Can you provide guidance on the application of Cl63.13 in an ECC Option B contract. In general previously I have built up CEs prior to the works using forecast defined cost using SSCC. What impact does Cl63.13 have?
As I understand 63.13 it provides the mechanism to record the CE. You still use the forecast of Defined Cost but, having done that, 63.13 provides that the result is pushed back into, or recorded in, the BoQ. This is because the interim payment under of PWDD is by reference to quantity and rate in the BoQ.
If you have 100m of trench at £10/lm in the original BoQ and then a further 100m is instructed and you assess that to be £15/lm you would need to adjust the BoQ either to provide the new trenching as a new item (because it is sufficiently different from the original and that is what is driving the price change) or within the existing item by combing the original and new so 100 * 10 = £1000 plus 100 * £15 = £1500 so 200 = £2,500 so the new linear rate would be £12.50 for trenching.
That is at least a lawyers answer, a QS may have a more sophisticated/different apporach
Whilst Rob Horne’s second option gives the right answer for this one compensation event (CE), what happens if more trench is required under another CE? This time it may be much easier to dig the trench and hence cheaper; using RH’s second method one has to reconstruct the rate again this time from three components.
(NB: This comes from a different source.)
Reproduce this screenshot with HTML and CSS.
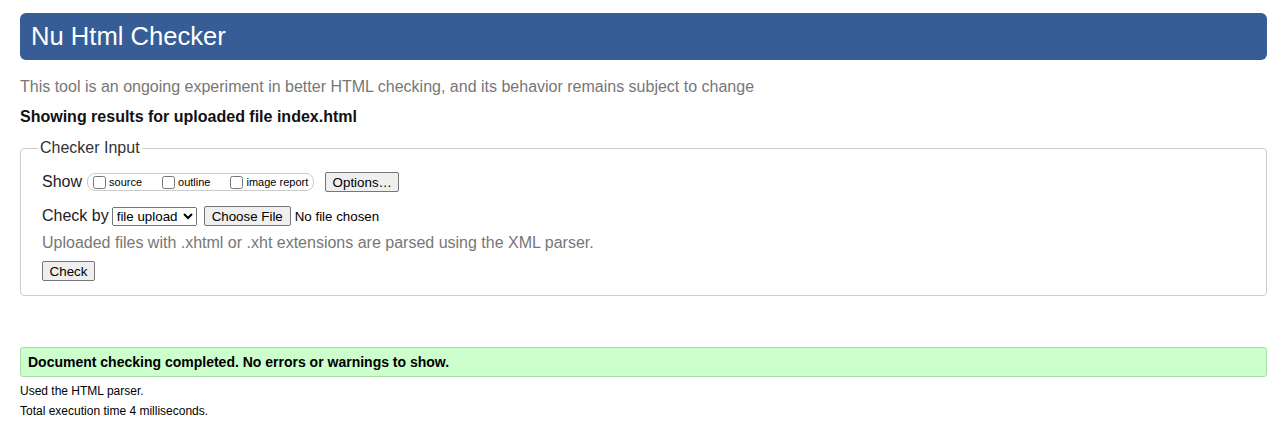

However, if a new rate is required for each CE it follows that the existing item in the Bill of Quantities does not cover the particular situation of the CE and it can be argued that a new bill item is required. This then allows the second main bullet in clause 63.13 to be used to create a new Bill item (new description, rate and quantity). New bill items can be described in terms of the CE they relate to, making things clearer, saving reworking, and, giving a straightforward audit trail.